= Problem to work on =
Look through the material and tally each line bearing the word "React". Give only the total.

= Data extract =
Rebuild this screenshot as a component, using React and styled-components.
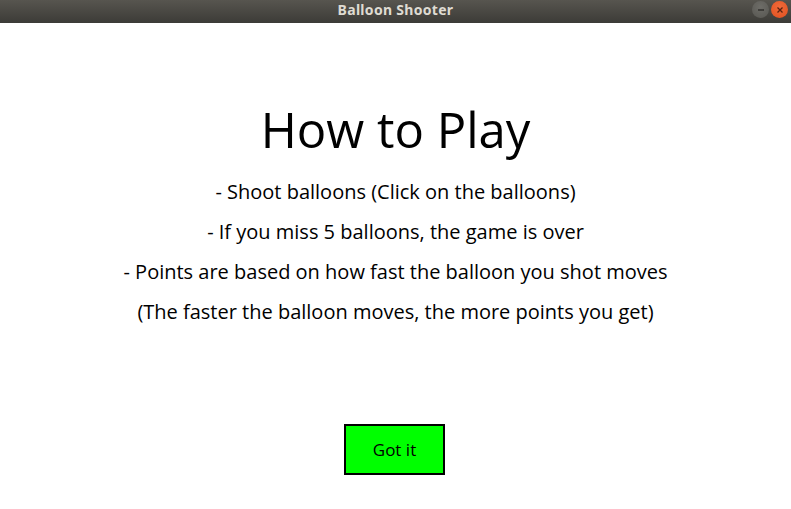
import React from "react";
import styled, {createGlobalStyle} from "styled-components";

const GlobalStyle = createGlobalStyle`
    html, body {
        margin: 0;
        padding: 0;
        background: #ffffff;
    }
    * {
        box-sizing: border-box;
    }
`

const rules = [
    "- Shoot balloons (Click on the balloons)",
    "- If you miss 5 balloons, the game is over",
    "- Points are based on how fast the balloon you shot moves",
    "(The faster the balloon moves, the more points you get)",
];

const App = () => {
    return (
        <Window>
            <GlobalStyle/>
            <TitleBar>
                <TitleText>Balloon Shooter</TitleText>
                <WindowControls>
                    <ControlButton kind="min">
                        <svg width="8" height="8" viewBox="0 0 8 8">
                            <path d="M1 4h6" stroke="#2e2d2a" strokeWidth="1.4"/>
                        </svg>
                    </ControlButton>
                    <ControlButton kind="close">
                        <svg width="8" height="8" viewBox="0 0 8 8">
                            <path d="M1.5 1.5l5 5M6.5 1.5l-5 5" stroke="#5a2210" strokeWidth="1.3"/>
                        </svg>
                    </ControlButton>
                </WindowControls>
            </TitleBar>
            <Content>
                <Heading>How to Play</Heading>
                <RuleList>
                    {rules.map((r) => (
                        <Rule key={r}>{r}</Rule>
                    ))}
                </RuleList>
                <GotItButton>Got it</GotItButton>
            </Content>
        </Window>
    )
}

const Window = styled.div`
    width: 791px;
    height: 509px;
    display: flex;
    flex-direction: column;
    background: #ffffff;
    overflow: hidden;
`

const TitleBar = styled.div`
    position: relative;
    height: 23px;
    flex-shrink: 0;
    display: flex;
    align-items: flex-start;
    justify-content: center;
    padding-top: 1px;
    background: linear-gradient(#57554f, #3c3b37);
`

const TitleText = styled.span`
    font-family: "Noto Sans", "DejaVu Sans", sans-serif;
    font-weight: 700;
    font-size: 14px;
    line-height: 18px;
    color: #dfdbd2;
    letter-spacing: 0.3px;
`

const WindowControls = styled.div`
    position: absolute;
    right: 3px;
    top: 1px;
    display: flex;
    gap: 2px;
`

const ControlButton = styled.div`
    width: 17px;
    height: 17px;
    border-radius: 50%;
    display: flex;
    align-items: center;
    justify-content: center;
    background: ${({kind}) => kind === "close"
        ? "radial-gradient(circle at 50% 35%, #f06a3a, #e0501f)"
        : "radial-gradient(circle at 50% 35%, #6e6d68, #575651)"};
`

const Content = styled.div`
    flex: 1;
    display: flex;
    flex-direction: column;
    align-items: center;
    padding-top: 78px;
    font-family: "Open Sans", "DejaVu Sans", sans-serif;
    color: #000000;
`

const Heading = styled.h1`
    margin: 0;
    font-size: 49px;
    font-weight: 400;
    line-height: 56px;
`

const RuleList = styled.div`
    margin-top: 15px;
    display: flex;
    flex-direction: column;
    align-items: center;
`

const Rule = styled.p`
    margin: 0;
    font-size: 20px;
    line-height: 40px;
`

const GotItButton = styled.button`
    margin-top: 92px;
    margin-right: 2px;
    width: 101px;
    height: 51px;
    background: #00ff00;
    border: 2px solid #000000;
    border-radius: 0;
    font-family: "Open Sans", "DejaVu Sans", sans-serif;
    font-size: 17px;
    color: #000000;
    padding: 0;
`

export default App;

= Complete output =
2